От своих новых товарищей, Иван узнал, что кроме «Южноуральского железнодорожника», на станционных путях в Мармыжах находились ещё два бронепоезда – «За Родину» и «Смерть фашизму». Но эти были лишь артиллерийскими и не обладали сильной системой ПВО. По поводу же 14-й танковой бригады, Ивану рассказали, что её 531-й танковый батальон встал на позиции у Мармыжей в поселке Ленинский, а 530-й находится севернее, вместе с моторизованным стрелково–пулемётным батальоном.
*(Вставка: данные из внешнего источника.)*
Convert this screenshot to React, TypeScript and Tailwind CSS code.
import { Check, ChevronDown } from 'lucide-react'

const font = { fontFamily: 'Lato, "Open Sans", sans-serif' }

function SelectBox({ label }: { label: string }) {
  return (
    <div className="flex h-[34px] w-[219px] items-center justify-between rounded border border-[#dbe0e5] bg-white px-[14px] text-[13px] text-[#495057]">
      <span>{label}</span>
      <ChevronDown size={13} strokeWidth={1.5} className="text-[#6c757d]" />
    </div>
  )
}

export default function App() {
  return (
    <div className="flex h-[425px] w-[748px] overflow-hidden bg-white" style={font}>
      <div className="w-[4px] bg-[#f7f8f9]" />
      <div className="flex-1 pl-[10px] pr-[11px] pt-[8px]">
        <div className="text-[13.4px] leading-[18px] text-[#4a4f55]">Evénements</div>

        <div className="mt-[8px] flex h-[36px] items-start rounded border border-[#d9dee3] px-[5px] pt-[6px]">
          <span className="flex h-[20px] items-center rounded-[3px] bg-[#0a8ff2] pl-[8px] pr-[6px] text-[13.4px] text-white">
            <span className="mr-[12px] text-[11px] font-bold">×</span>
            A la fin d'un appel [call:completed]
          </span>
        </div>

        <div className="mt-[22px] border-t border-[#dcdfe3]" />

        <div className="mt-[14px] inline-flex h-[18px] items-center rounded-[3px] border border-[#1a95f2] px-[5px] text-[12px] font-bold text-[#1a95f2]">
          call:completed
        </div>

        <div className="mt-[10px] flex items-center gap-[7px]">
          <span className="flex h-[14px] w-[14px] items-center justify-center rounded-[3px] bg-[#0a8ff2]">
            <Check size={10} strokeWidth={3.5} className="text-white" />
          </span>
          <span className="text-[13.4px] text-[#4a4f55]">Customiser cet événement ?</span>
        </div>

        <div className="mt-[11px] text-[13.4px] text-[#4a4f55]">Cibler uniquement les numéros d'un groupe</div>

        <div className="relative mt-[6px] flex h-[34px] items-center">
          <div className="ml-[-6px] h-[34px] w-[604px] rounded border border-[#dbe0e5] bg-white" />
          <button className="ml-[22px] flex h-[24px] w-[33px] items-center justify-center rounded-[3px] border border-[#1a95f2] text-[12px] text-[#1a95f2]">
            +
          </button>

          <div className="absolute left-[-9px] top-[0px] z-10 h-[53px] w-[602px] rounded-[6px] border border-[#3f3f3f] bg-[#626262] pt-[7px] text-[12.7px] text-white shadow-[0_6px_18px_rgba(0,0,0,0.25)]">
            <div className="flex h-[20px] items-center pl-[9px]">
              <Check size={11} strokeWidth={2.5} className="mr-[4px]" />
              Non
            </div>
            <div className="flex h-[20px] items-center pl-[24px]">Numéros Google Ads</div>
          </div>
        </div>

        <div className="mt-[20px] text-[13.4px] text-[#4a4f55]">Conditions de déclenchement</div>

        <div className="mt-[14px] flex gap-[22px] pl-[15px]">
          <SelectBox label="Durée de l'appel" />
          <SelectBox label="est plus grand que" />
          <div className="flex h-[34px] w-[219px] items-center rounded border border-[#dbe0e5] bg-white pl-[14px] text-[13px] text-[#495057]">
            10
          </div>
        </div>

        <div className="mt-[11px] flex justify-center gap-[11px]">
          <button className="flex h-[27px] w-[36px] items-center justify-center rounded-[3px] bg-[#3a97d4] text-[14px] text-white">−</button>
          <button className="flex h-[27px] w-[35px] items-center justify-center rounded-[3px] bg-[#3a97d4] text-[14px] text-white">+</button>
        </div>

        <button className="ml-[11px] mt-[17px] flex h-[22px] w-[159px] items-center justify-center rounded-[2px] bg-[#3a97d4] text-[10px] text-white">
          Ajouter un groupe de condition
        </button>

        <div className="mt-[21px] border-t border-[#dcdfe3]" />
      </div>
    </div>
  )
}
Ивана вполне устроило то, что, кроме как по делу, никто на бронепоезде к нему не обращался. Все были заняты чисткой орудий и личного оружия, проверкой боеприпасов, хозяйственными работами, и главное, непрерывными учениями, устраиваемыми командиром бронепоезда старшим лейтенантом Орловым и комиссаром Горкушенко. Лишь один раз перед вечерним отбоем, когда на 1-ю бронеплощадку с проверкой явился командир зенитного взвода лейтенант Закаев, он по завершении осмотра оружия неожиданно спросил Ивана, окинув его с ног до головы быстрым взглядом, сможет ли он сбить хотя бы один фашистский самолёт? «Собью столько, сколько смогу, – спокойно ответил Иван, не опуская глаз. – Они пришли нас убивать – поэтому умрут сами!». Ответ удивил не только Закаева, но и всех стоявших рядом бойцов – однако, никто и после этого с душевными разговорами к Ивану не приставал.
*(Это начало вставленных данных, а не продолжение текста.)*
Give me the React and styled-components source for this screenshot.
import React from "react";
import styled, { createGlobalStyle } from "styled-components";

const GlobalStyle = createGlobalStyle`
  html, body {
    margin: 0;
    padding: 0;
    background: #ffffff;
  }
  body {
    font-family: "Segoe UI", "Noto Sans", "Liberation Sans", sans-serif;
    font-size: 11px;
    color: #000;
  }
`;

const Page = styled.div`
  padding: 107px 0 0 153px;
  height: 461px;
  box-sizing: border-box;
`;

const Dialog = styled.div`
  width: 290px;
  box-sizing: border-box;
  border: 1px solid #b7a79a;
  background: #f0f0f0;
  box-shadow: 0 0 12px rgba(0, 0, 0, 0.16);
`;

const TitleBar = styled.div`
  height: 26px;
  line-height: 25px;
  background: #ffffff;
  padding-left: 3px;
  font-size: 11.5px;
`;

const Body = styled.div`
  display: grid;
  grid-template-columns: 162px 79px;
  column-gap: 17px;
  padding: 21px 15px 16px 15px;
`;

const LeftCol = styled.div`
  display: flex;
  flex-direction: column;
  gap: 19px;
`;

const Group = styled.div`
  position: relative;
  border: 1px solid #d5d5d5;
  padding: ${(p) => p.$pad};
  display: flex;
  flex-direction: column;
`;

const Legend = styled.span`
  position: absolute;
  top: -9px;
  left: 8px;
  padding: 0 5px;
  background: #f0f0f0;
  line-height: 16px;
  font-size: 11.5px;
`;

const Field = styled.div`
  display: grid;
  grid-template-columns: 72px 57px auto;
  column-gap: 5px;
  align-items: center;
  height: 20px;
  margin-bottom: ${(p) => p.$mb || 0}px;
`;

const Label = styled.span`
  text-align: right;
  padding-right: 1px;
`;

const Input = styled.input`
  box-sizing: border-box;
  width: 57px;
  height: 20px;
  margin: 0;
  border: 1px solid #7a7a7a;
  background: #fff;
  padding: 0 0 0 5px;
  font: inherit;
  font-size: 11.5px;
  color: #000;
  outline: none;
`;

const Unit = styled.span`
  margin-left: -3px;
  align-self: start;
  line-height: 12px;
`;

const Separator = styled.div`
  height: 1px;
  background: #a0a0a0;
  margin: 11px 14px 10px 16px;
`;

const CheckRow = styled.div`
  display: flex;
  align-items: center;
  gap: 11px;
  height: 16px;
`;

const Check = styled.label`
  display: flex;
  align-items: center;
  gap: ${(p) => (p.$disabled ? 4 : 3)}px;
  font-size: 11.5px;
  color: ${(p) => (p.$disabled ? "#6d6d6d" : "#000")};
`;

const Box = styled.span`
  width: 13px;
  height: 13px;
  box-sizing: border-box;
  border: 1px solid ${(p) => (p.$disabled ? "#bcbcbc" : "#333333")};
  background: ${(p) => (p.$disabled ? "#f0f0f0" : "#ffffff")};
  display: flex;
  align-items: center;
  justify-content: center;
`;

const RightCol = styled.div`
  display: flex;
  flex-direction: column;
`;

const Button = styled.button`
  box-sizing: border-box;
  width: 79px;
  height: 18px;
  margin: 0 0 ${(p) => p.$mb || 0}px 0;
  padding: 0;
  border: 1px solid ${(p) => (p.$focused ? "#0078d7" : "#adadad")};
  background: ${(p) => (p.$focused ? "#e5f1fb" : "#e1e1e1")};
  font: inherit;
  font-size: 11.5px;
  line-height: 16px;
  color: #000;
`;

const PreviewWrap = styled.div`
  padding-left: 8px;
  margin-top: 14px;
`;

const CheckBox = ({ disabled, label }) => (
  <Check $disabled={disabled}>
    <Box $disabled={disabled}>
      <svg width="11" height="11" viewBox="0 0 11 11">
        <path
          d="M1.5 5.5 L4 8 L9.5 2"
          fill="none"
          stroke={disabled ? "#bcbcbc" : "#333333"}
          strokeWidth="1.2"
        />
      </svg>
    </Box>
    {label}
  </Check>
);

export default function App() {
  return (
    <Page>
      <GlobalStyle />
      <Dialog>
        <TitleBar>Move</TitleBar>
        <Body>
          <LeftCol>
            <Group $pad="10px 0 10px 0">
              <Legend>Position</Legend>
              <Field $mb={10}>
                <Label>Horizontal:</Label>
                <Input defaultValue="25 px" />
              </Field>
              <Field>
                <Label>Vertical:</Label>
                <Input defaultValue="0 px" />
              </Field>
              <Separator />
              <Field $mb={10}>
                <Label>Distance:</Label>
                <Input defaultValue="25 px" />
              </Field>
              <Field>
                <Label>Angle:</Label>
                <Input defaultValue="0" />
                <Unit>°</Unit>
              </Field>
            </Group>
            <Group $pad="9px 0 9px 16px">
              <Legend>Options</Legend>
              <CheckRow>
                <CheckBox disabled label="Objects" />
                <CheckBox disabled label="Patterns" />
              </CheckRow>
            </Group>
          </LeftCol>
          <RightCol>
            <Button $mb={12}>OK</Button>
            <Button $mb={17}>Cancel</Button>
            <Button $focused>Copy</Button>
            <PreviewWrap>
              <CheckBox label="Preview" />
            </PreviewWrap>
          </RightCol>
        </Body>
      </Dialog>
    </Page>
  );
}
Когда в ночь на 28 июня экипаж бронепоезда был поднят по тревоге, вдали на западе уже грохотало; вдоль всей линии горизонта играли огненные всполохи. Иван с трудом сдерживая нетерпение, добежал до своего пулемёта и, морщась из-за нервных вскриков командира бронеплощадки лейтенанта Уварова «Орудия готовь!», принялся быстрыми, точными движениями заряжать ленту в пулёмёт. Затем он обнял ДШК одной рукой и застыл так в ожидании боя.

По приказанию старшего лейтенанта Орлова, бронепоезд начал медленно маневрировать в западном направлении, чтобы утром, когда начнутся авианалёты, встретить вражеские самолёты перед станцией. Два других бронепоезда, находившихся на станции Мармыжи, остались на месте.

Несколько часов стояли бойцы у орудий и пулемётов, готовые в любой момент открыть огонь. Ночной бомбардировки никто не ждал, однако, всем было известно, как опасно подпустить к поезду диверсантов, которые одной толовой шашкой могут взорвать под ним рельс и этим его обездвижить.